Undoubtedly, Oliver faced unimaginable challenges. His occupations after leaving the college varied, including janitorial jobs as well as coal mining labor. Even in his last days, he never learned to read or write. Through it all, his son Andrew Jackson found much success in later life. Andrew Jackson had humble beginnings and was born during the Civil War. Nonetheless, he was educated at what is now known as the Christiansburg Industrial Institute, the black secondary institution that educated many of the African American residents of New River Valley until 1966. Andrew Jackson also became the first barred black attorney in the State of West Virginia in 1887. Andrew Jackson eventually moved to Roanoke in 1889, where he practiced law by 1890. He was Roanoke City’s first barred black attorney. You can see the letterhead of his firm in the above image. In Roanoke, Virginia, 1882- 1912: Magic City of the New South, Rand Dotson refers to Andrew Jackson as a prominent member of the black community, an attorney, and a minister. His law office “in the white business section of town, also housed his real estate and development firm The Roanoke Building & Land Company.” His second wife, Susan, is also mentioned as a Hampton Institute graduate and schoolteacher.

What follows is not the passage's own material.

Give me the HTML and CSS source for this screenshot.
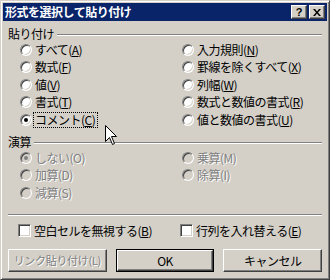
FILE: index.html
```html
<!DOCTYPE html>
<html lang="ja">
<head>
<meta charset="utf-8">
<link rel="stylesheet" href="styles.css">
</head>
<body>
<div class="dialog">
  <div class="titlebar">
    <span class="title">形式を選択して貼り付け</span>
    <div class="tbtns">
      <span class="tbtn help">?</span>
      <span class="tbtn close"><svg width="8" height="7" viewBox="0 0 8 7"><path d="M0 0h2l2 2.5L6 0h2L5 3.5 8 7H6L4 4.5 2 7H0l3-3.5z" fill="#000"/></svg></span>
    </div>
  </div>
  <div class="body">
    <div class="group-head"><span>貼り付け</span><i class="groove"></i></div>
    <div class="options rows5">
      <label class="opt"><span class="radio"></span><span>すべて(<u>A</u>)</span></label>
      <label class="opt"><span class="radio"></span><span>数式(<u>F</u>)</span></label>
      <label class="opt"><span class="radio"></span><span>値(<u>V</u>)</span></label>
      <label class="opt"><span class="radio"></span><span>書式(<u>T</u>)</span></label>
      <label class="opt"><span class="radio checked"></span><span class="focus">コメント(<u>C</u>)</span></label>
      <label class="opt"><span class="radio"></span><span>入力規則(<u>N</u>)</span></label>
      <label class="opt"><span class="radio"></span><span>罫線を除くすべて(<u>X</u>)</span></label>
      <label class="opt"><span class="radio"></span><span>列幅(<u>W</u>)</span></label>
      <label class="opt"><span class="radio"></span><span>数式と数値の書式(<u>R</u>)</span></label>
      <label class="opt"><span class="radio"></span><span>値と数値の書式(<u>U</u>)</span></label>
    </div>
    <div class="group-head op"><span>演算</span><i class="groove"></i></div>
    <div class="options rows3 disabled">
      <label class="opt"><span class="radio checked"></span><span>しない(O)</span></label>
      <label class="opt"><span class="radio"></span><span>加算(D)</span></label>
      <label class="opt"><span class="radio"></span><span>減算(S)</span></label>
      <label class="opt"><span class="radio"></span><span>乗算(M)</span></label>
      <label class="opt"><span class="radio"></span><span>除算(I)</span></label>
    </div>
    <div class="sep"></div>
    <div class="checks">
      <label class="opt"><span class="check"></span><span>空白セルを無視する(<u>B</u>)</span></label>
      <label class="opt"><span class="check"></span><span>行列を入れ替える(<u>E</u>)</span></label>
    </div>
    <div class="buttons">
      <span class="btn dis">リンク貼り付け(L)</span>
      <span class="btn default"><span class="in">OK</span></span>
      <span class="btn">キャンセル</span>
    </div>
  </div>
  <svg class="cursor" width="13" height="21" viewBox="0 0 13 21"><path d="M0.5 0.5V16.5L4.5 12.5L7.5 19.5L9.5 18.5L6.5 11.5H11.5Z" fill="#fff" stroke="#000" stroke-linejoin="miter"/></svg>
</div>
</body>
</html>
```

FILE: styles.css
```css
html, body {
  margin: 0;
  padding: 0;
  background: #d4d0c8;
}
.dialog {
  position: relative;
  width: 330px;
  height: 280px;
  box-sizing: border-box;
  background: #d4d0c8;
  border: 1px solid;
  border-color: #d4d0c8 #404040 #404040 #d4d0c8;
  box-shadow: inset 1px 1px #fff, inset -1px -1px #808080;
  padding: 2px;
  font-family: "Noto Sans CJK JP", sans-serif;
  font-size: 12px;
  letter-spacing: -0.5px;
  color: #000;
  overflow: hidden;
}
.titlebar {
  height: 18px;
  background: #0a246a;
  display: flex;
  align-items: center;
  justify-content: space-between;
  padding: 0 2px;
}
.title {
  color: #fff;
  font-weight: bold;
  line-height: 18px;
}
.tbtns {
  display: flex;
  gap: 2px;
}
.tbtn {
  width: 16px;
  height: 14px;
  box-sizing: border-box;
  background: #d4d0c8;
  border: 1px solid;
  border-color: #fff #404040 #404040 #fff;
  box-shadow: inset -1px -1px #808080;
  display: flex;
  align-items: center;
  justify-content: center;
}
.help {
  font-family: "Liberation Sans", sans-serif;
  font-weight: bold;
  font-size: 11px;
  letter-spacing: 0;
  line-height: 12px;
}
.body {
  padding: 0 5px;
}
.group-head {
  display: flex;
  align-items: center;
  gap: 3px;
  height: 14px;
  line-height: 14px;
  margin-top: 6px;
}
.group-head.op {
  margin-top: 6.5px;
}
.groove {
  flex: 1;
  border-top: 1px solid #808080;
  border-bottom: 1px solid #fff;
  height: 0;
  margin-top: 1px;
}
.options {
  display: grid;
  grid-auto-flow: column;
  grid-template-columns: 162px 1fr;
  padding-left: 12px;
}
.rows5 {
  grid-template-rows: repeat(5, 17.5px);
}
.rows3 {
  grid-template-rows: repeat(3, 17.5px);
}
.opt {
  display: flex;
  align-items: center;
  gap: 3px;
  white-space: nowrap;
  line-height: 14px;
}
.radio {
  position: relative;
  width: 12px;
  height: 12px;
  box-sizing: border-box;
  flex: none;
  border-radius: 50%;
  border: 1px solid;
  border-color: #808080 #fff #fff #808080;
  box-shadow: inset 1px 1px #404040, inset -1px -1px #d4d0c8;
  background: #fff;
}
.radio.checked::after {
  content: "";
  position: absolute;
  left: 3px;
  top: 3px;
  width: 4px;
  height: 4px;
  border-radius: 50%;
  background: #000;
}
.disabled .opt {
  color: #808080;
  text-shadow: 1px 1px #fff;
}
.disabled .radio {
  background: #d4d0c8;
}
.disabled .radio.checked::after {
  background: #808080;
}
.focus {
  outline: 1px dotted #000;
  outline-offset: 0;
  padding: 0 2px 0 1px;
  margin-left: -1px;
}
.sep {
  margin-top: 12px;
  border-top: 1px solid #808080;
  border-bottom: 1px solid #fff;
}
.checks {
  display: grid;
  grid-template-columns: 162px 1fr;
  padding-left: 10px;
  height: 18px;
  margin-top: 6px;
}
.check {
  width: 13px;
  height: 13px;
  box-sizing: border-box;
  flex: none;
  background: #fff;
  border: 1px solid;
  border-color: #808080 #fff #fff #808080;
  box-shadow: inset 1px 1px #404040, inset -1px -1px #d4d0c8;
}
.buttons {
  display: flex;
  gap: 9px;
  margin-top: 9px;
}
.btn {
  flex: 1 1 0;
  min-width: 0;
  height: 23px;
  box-sizing: border-box;
  border: 1px solid;
  border-color: #fff #404040 #404040 #fff;
  box-shadow: inset -1px -1px #808080;
  display: flex;
  align-items: center;
  justify-content: center;
  white-space: nowrap;
}
.btn.dis {
  color: #808080;
  text-shadow: 1px 1px #fff;
  font-size: 11px;
  letter-spacing: -0.3px;
}
.btn.default {
  border: 1px solid #000;
  box-shadow: none;
  padding: 0;
}
.btn.default .in {
  align-self: stretch;
  flex: 1;
  display: flex;
  align-items: center;
  justify-content: center;
  border: 1px solid;
  border-color: #fff #404040 #404040 #fff;
  box-shadow: inset -1px -1px #808080;
}
.cursor {
  position: absolute;
  left: 104px;
  top: 124px;
}
```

I post this to remember a forgotten relic of Virginia Tech’s earliest days. Although the first black student did not come to Virginia Tech until 1953, African Americans have always been here, serving as forgotten cogs of a well-oiled machine. Undoubtedly, without their work, Virginia Tech would not be the respected institution it is today. The Oliver family’s history with Virginia Tech is a brilliant embodiment of so many African American stories in the New River Valley: overcoming adversity through hard work and perseverance and leaving subtle evidence of blooming success and towering triumph, much like the trees Oliver planted.